The San Francisco school board voted, by a bare 4-3 majority, to create an “independent study” physical education (PE) program for cadets in the district’s newly-restored Junior Reserve Officers’ Training Corps (JROTC). The vote took place just last Tuesday, June 9, but the new PE program is already running into problems.

The PE program is an attempt to wiggle through state laws on “independent study” and set up a system where, with a wink-and-a-nod from school district officials, the Pentagon’s JROTC instructors will oversee a make-believe PE program for JROTC cadets. This would allow them to ignore the state’s PE curriculum and credentialing requirements, so they can use PE credit as bait for incoming freshman and sophomore students — 14 and 15 year olds — to get them into one of the military’s favorite and most successful recruitment programs.

There have been bipartisan efforts in recent years by state legislators to tighten up PE curriculum and credentialing standards, in response to the ongoing crisis in physical fitness, obesity and diabetes among our youth, particularly low-income youth and youth of color. These new standards prompted San Francisco to withdraw PE credit for JROTC in the 2008-09 school year. Pro-JROTC forces have introduced legislation in the state Assembly that would allow local school boards to ignore state standards and grant PE credit for JROTC and certain other classes, such as marching band, but none of these bills have gone anywhere.

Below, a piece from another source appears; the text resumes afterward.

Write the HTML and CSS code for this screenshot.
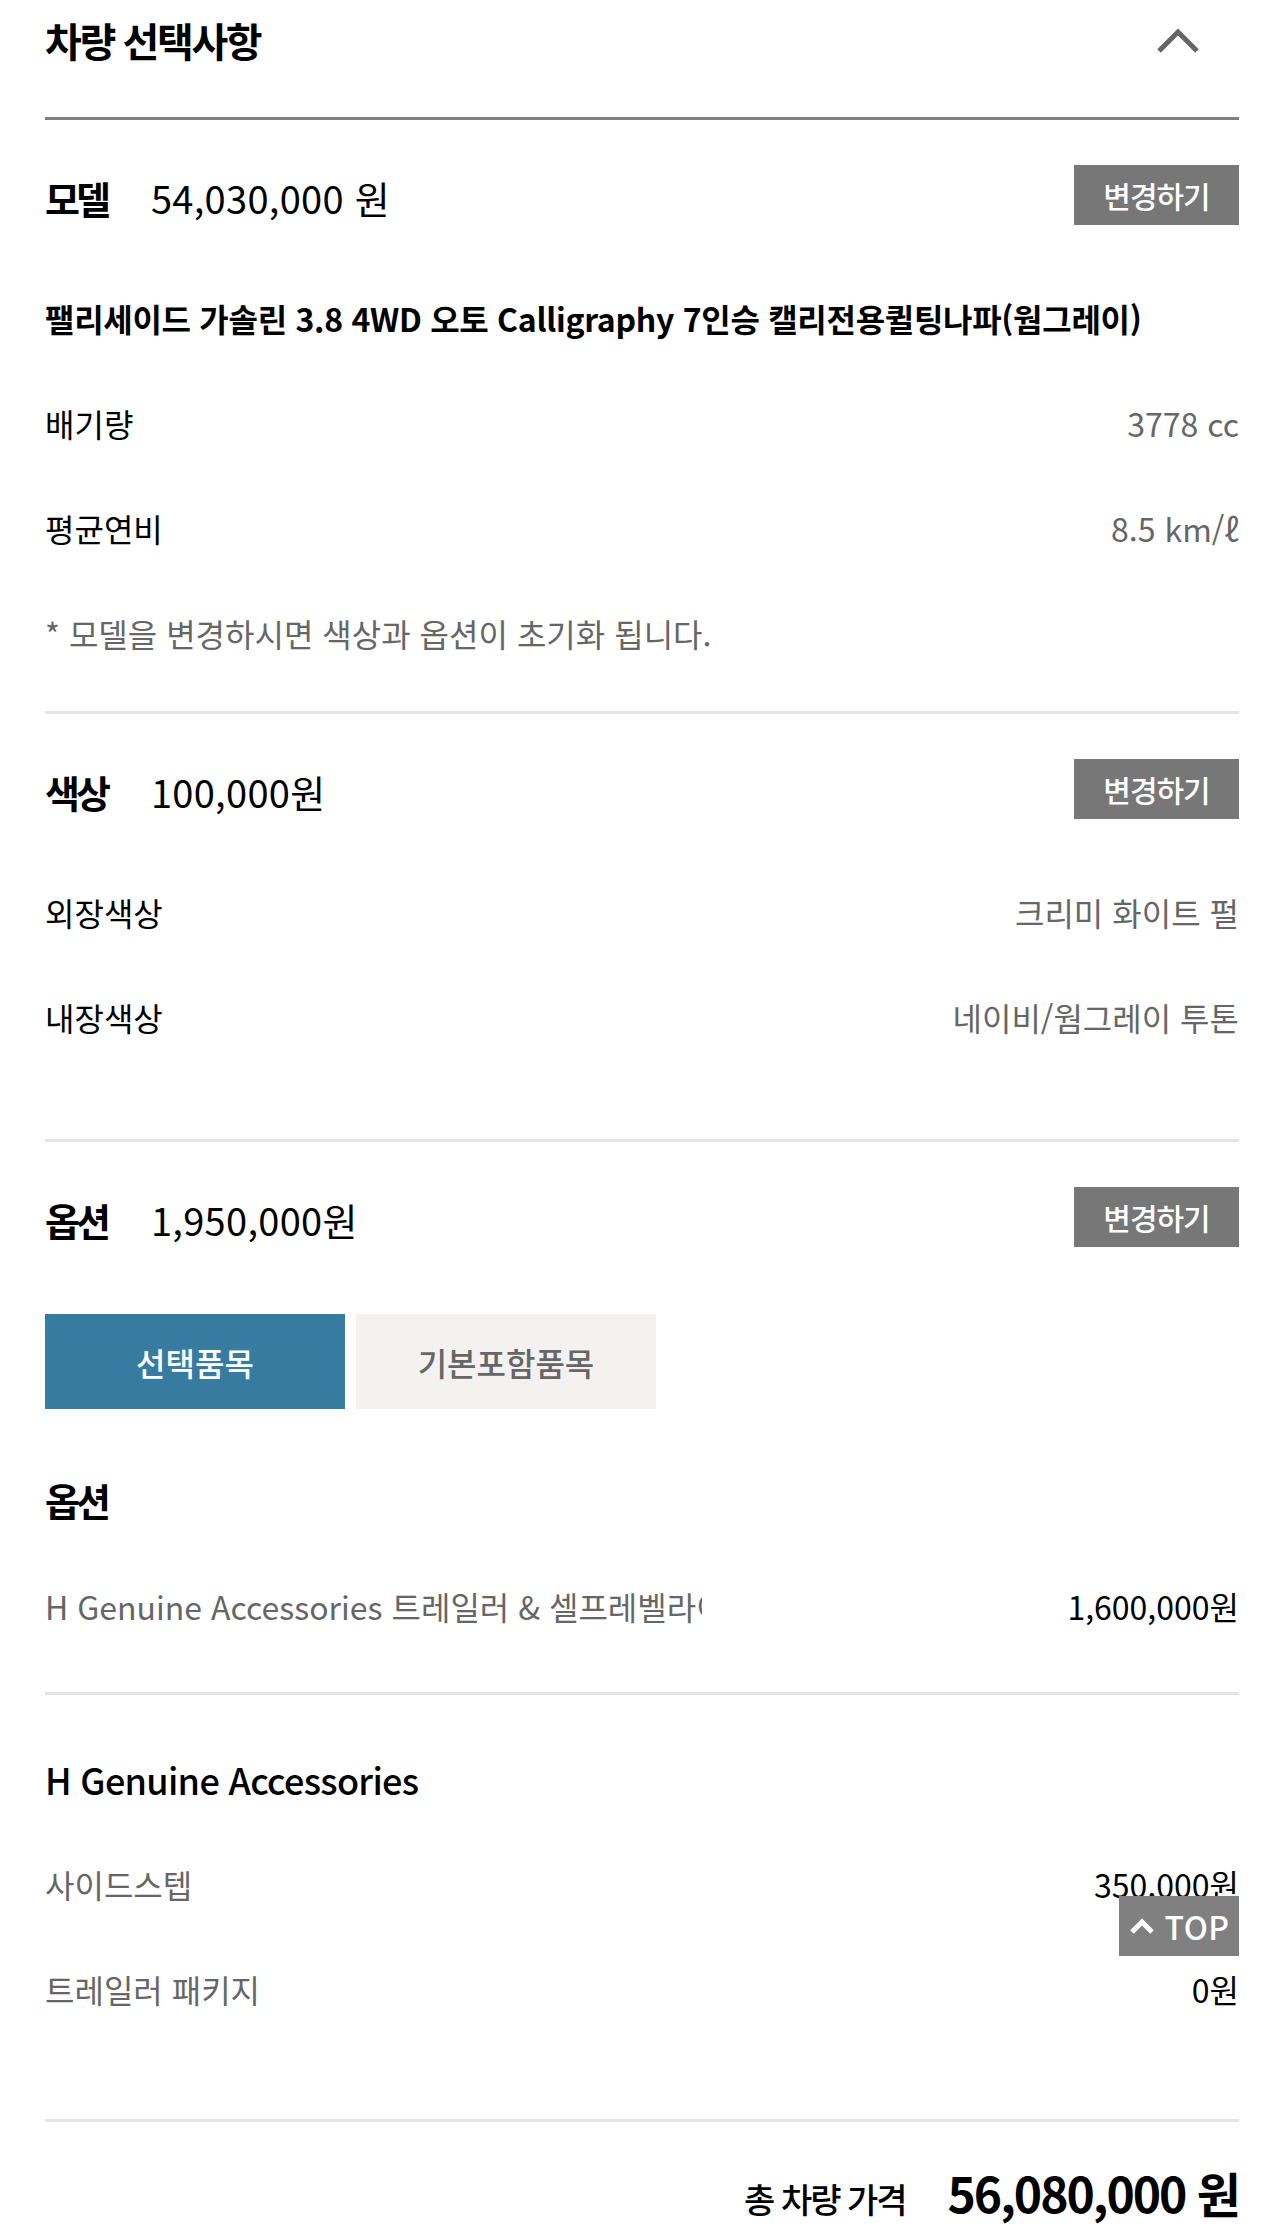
FILE: index.html
```html
<!DOCTYPE html>
<html lang="ko">
<head>
    <meta charset="UTF-8">
    <meta name="viewport" content="width=device-width, initial-scale=1.0">
    <title>차량 선택사항</title>
    <link rel="stylesheet" href="styles.css">
</head>
<body>
    <div class="summary">
        <div class="summary-header">
            <h2 class="summary-title">차량 선택사항</h2>
            <button class="fold-btn" type="button" aria-label="접기">
                <svg width="46" height="30" viewBox="0 0 46 30">
                    <polyline points="4,26 23,7 42,26" fill="none" stroke="#666" stroke-width="5"/>
                </svg>
            </button>
        </div>

        <!-- 모델 -->
        <section class="block">
            <div class="block-head">
                <div class="block-label">
                    <strong>모델</strong>
                    <span>54,030,000 원</span>
                </div>
                <button class="change-btn" type="button">변경하기</button>
            </div>
            <ul class="info">
                <li class="model-name">팰리세이드 가솔린 3.8 4WD 오토 Calligraphy 7인승 캘리전용퀼팅나파(웜그레이)</li>
                <li class="info-row"><span>배기량</span><em>3778 cc</em></li>
                <li class="info-row"><span>평균연비</span><em>8.5 km/ℓ</em></li>
                <li class="note">* 모델을 변경하시면 색상과 옵션이 초기화 됩니다.</li>
            </ul>
        </section>

        <!-- 색상 -->
        <section class="block block-color">
            <div class="block-head">
                <div class="block-label">
                    <strong>색상</strong>
                    <span>100,000원</span>
                </div>
                <button class="change-btn" type="button">변경하기</button>
            </div>
            <ul class="info">
                <li class="info-row"><span>외장색상</span><em>크리미 화이트 펄</em></li>
                <li class="info-row"><span>내장색상</span><em>네이비/웜그레이 투톤</em></li>
            </ul>
        </section>

        <!-- 옵션 -->
        <section class="block block-option">
            <div class="block-head">
                <div class="block-label">
                    <strong>옵션</strong>
                    <span>1,950,000원</span>
                </div>
                <button class="change-btn" type="button">변경하기</button>
            </div>
            <div class="tabs">
                <button class="tab active" type="button">선택품목</button>
                <button class="tab" type="button">기본포함품목</button>
            </div>
            <h3 class="sub-title">옵션</h3>
            <ul class="opt-list">
                <li class="opt-row">
                    <span class="opt-name opt-clip">H Genuine Accessories 트레일러 &amp; 셀프레벨라이저 패키지</span>
                    <span class="opt-price">1,600,000원</span>
                </li>
            </ul>
        </section>

        <section class="block block-acc">
            <h3 class="acc-title">H Genuine Accessories</h3>
            <ul class="opt-list">
                <li class="opt-row">
                    <span class="opt-name">사이드스텝</span>
                    <span class="opt-price">350,000원</span>
                </li>
                <li class="opt-row">
                    <span class="opt-name">트레일러 패키지</span>
                    <span class="opt-price">0원</span>
                </li>
            </ul>
        </section>

        <div class="total">
            <span class="total-label">총 차량 가격</span>
            <strong class="total-price">56,080,000 원</strong>
        </div>
    </div>

    <a href="#" class="top-btn">
        <svg width="28" height="18" viewBox="0 0 28 18">
            <polyline points="4,15 14,5 24,15" fill="none" stroke="#fff" stroke-width="5"/>
        </svg>
        TOP
    </a>
</body>
</html>
```

FILE: styles.css
```css
* {
    box-sizing: border-box;
}

body {
    font-family: "Noto Sans CJK KR", "Noto Sans", sans-serif;
    background-color: #fff;
    color: #000;
    margin: 0;
    padding: 0 45px;
}

ul {
    list-style: none;
    margin: 0;
    padding: 0;
}

button {
    font-family: inherit;
    border: none;
    cursor: pointer;
}

/* 상단 타이틀 */
.summary-header {
    display: flex;
    justify-content: space-between;
    align-items: center;
    height: 120px;
    padding-bottom: 37px;
    border-bottom: 3px solid #7f7f7f;
}

.summary-title {
    margin: 0;
    font-size: 40px;
    font-weight: 700;
    letter-spacing: -2.4px;
    line-height: 80px;
}

.fold-btn {
    background: none;
    padding: 0;
    margin-right: 38px;
    display: flex;
}

/* 블록 */
.block {
    padding: 45px 0 57px;
    border-bottom: 3px solid #e5e5e5;
}

.block-color {
    padding-bottom: 101px;
}

.block-option {
    padding-bottom: 65px;
}

.block-acc {
    padding: 62px 0 109px;
}

.block-head {
    display: flex;
    justify-content: space-between;
    align-items: center;
    height: 60px;
}

.block-label {
    display: flex;
    align-items: center;
    gap: 44px;
    font-size: 38px;
    padding-top: 4px;
}

.block-label strong {
    font-weight: 700;
    letter-spacing: -4px;
}

.block-label span {
    font-weight: 400;
    letter-spacing: 0.3px;
}

.change-btn {
    width: 165px;
    height: 60px;
    background-color: #777;
    color: #fff;
    font-size: 30px;
    font-weight: 500;
    letter-spacing: -1px;
}

.info {
    display: flex;
    flex-direction: column;
    gap: 63px;
    margin-top: 72px;
    font-size: 32px;
    line-height: 42px;
    letter-spacing: 0;
}

.model-name {
    font-weight: 700;
    letter-spacing: -0.3px;
}

.info-row {
    display: flex;
    justify-content: space-between;
}

.info-row em {
    font-style: normal;
    color: #666;
}

.note {
    color: #666;
}

/* 탭 */
.tabs {
    display: flex;
    gap: 11px;
    margin-top: 67px;
}

.tab {
    width: 300px;
    height: 95px;
    background-color: #f3f2f1;
    color: #666;
    font-size: 32px;
    font-weight: 500;
    letter-spacing: 0;
}

.tab.active {
    background-color: #387ba1;
    color: #fff;
}

.sub-title {
    margin: 68px 0 0;
    font-size: 38px;
    font-weight: 700;
    letter-spacing: -4px;
    line-height: 46px;
}

.acc-title {
    margin: 0;
    font-size: 36px;
    font-weight: 500;
    letter-spacing: -0.7px;
    line-height: 44px;
}

.opt-list {
    display: flex;
    flex-direction: column;
    gap: 63px;
    margin-top: 62px;
    font-size: 32px;
    line-height: 42px;
}

.opt-row {
    display: flex;
    justify-content: space-between;
}

.opt-name {
    color: #666;
}

.opt-clip {
    max-width: 657px;
    overflow: hidden;
    white-space: nowrap;
}

.opt-price {
    color: #000;
}

/* 합계 */
.total {
    display: flex;
    justify-content: flex-end;
    align-items: baseline;
    gap: 42px;
    margin-top: 40px;
    line-height: 60px;
}

.total-label {
    font-size: 34px;
    font-weight: 500;
    letter-spacing: -2px;
}

.total-price {
    font-size: 48px;
    font-weight: 700;
    letter-spacing: -2px;
}

/* TOP 버튼 */
.top-btn {
    position: fixed;
    right: 45px;
    bottom: 269px;
    width: 120px;
    height: 60px;
    display: flex;
    align-items: center;
    justify-content: center;
    gap: 8px;
    background-color: #808080;
    color: #fff;
    font-size: 32px;
    font-weight: 500;
    text-decoration: none;
    letter-spacing: 0.5px;
}
```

Thus the need for the pro-JROTC gang of four to come up with this convoluted “independent study” strategem.

But the new PE program, barely out of the gate, is already having problems. The San Francisco Chronicle reported Friday, June 12 that school district officials are throwing cold water on the plan. According to this press report the legal eagles in the district are saying that JROTC students will “have to document 400 hours worth of PE content and course time OUTSIDE the JROTC course... Board members who voted for the measure Tuesday and JROTC instructors say they believed students would be able to count some of the time spent on PE activities during JROTC classes toward the independent study requirements. That was kind of the whole point.”

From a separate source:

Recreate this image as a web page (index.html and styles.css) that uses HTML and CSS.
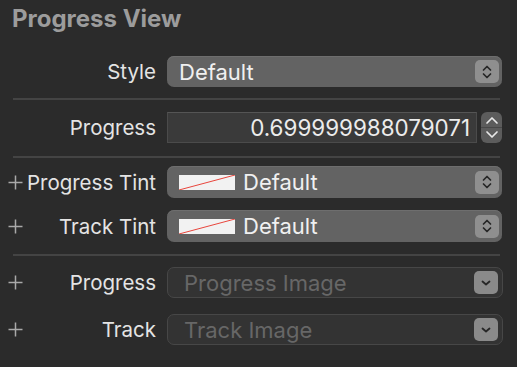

In contrast, Public Advocates, the well-respected public-interest law firm that threatened to sue the district last year if it granted PE credit to JROTC, had previously said that the plan to allow JROTC cadets to get credit for “independent study” during JROTC classes “is an improper and unauthorized use of that ed code section which is meant for alternative, individually crafted independent study options outside of school generally, not for creating within-school exemptions for a whole class of kids from a required course of study. Another way of thinking about this is that students in a JROTC course are not doing ‘independent’ study; they’re studying together as a group in a class at the same school. If this use of the ed code is ok, then it could also be used to satisfy Algebra I with an alternative, watered-down ‘algebra I’ course in name only taught by an instructor without a proper math credential.”

The school board vote on PE credit was the same as the May vote to restore JROTC in San Francisco: President Kim-Shree Maufas, Vice-President Jane Kim and new board member Sandra Lee Fewer opposed, but the gang of four — Jill Wynns, Rachel Norton, Hydra Mendoza and Norman Yee — in favor.

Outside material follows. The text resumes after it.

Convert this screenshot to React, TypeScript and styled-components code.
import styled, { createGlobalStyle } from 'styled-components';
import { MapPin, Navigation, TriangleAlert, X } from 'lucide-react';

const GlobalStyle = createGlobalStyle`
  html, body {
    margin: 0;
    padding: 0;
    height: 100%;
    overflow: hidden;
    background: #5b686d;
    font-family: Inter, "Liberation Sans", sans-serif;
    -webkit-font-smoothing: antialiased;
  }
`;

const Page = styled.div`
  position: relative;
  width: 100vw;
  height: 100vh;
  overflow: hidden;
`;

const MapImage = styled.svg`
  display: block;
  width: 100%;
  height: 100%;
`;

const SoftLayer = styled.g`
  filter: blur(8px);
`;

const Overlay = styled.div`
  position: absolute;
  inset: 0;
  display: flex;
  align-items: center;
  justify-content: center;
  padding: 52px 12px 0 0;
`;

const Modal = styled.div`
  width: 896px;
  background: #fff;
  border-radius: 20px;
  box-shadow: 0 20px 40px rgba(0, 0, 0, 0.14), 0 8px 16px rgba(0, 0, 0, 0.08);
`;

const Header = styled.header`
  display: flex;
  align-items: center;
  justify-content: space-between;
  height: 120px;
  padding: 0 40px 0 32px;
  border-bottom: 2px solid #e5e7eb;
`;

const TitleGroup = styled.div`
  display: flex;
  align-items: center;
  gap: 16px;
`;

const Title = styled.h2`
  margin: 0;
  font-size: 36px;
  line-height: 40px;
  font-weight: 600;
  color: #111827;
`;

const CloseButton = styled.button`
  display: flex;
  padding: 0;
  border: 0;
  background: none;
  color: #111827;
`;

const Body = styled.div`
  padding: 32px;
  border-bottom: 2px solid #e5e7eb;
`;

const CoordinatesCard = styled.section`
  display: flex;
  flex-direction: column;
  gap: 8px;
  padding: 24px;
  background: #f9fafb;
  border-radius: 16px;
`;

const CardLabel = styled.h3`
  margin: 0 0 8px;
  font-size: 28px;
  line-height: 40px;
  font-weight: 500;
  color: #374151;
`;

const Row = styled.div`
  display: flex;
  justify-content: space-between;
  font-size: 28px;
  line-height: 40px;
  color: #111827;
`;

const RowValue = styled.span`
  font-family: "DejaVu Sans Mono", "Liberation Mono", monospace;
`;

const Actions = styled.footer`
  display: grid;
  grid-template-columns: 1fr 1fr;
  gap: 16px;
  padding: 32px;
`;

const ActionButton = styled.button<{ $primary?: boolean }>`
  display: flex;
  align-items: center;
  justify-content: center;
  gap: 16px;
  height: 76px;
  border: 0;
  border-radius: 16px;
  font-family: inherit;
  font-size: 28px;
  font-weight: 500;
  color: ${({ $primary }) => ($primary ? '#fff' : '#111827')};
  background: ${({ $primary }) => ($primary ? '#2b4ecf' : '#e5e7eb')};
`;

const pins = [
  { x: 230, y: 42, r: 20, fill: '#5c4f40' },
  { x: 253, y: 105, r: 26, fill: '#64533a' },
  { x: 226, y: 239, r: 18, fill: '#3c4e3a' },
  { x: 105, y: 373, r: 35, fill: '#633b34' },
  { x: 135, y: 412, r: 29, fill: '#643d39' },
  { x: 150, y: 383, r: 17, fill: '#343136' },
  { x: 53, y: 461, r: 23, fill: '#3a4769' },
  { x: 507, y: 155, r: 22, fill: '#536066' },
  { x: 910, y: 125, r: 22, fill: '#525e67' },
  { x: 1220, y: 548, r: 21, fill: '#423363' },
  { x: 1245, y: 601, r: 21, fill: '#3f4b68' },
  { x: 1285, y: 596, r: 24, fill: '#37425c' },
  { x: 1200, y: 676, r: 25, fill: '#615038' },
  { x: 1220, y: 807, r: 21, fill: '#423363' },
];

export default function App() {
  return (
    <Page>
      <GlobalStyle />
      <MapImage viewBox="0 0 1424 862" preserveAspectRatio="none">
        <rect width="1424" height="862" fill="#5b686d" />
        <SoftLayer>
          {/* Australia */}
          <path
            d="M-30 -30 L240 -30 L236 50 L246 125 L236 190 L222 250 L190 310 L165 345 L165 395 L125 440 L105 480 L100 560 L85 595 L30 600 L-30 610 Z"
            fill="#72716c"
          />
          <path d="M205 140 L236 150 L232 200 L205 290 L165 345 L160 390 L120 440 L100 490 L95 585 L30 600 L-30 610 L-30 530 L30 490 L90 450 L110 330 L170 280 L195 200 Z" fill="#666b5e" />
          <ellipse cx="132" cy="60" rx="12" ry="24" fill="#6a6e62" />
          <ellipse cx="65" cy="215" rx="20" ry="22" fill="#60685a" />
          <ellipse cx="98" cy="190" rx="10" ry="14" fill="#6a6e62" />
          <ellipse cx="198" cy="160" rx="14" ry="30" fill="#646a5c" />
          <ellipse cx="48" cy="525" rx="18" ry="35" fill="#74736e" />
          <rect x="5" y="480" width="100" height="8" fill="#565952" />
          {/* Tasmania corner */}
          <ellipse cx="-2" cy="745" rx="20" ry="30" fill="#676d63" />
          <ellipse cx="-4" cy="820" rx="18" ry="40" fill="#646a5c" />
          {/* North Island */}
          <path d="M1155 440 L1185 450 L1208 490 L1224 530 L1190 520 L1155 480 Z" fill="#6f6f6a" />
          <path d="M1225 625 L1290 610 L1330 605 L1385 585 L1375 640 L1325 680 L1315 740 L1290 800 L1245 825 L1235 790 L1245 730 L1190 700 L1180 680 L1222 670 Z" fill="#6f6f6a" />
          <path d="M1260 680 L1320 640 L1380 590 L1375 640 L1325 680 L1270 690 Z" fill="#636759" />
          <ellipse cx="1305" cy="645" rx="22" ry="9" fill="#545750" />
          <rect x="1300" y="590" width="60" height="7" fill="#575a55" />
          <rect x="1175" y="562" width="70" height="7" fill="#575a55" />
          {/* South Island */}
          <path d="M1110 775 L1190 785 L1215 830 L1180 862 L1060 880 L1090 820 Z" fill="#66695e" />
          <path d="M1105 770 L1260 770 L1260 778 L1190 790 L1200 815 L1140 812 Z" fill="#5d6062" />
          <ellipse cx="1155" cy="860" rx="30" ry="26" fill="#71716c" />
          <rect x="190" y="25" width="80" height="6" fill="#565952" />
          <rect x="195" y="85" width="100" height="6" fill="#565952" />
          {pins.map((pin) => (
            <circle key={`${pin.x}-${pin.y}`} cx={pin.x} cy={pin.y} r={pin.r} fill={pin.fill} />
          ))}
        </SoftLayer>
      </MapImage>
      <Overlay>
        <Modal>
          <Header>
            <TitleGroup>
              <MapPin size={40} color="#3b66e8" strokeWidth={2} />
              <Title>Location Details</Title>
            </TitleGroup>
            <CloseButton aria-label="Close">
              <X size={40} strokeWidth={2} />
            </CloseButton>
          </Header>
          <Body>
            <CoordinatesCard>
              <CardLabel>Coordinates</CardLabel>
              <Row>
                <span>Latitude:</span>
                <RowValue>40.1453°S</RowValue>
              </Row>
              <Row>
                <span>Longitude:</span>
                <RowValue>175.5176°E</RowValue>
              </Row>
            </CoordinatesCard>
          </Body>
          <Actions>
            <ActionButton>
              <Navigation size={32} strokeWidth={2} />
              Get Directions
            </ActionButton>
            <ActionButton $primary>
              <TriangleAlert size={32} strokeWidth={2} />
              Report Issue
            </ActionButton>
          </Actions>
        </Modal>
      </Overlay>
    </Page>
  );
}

What is revealing about this fight over PE credit is the way that JROTC boosters have abandoned their rhetoric about giving students a “choice” to be part of the military program. Now it is all about PROMOTING the program, pumping up the program, luring youth onto a military track, particularly low income youth and youth of color, using PE credit as the bait.

As the Chronicle article said, this is “the controversy that won’t die.”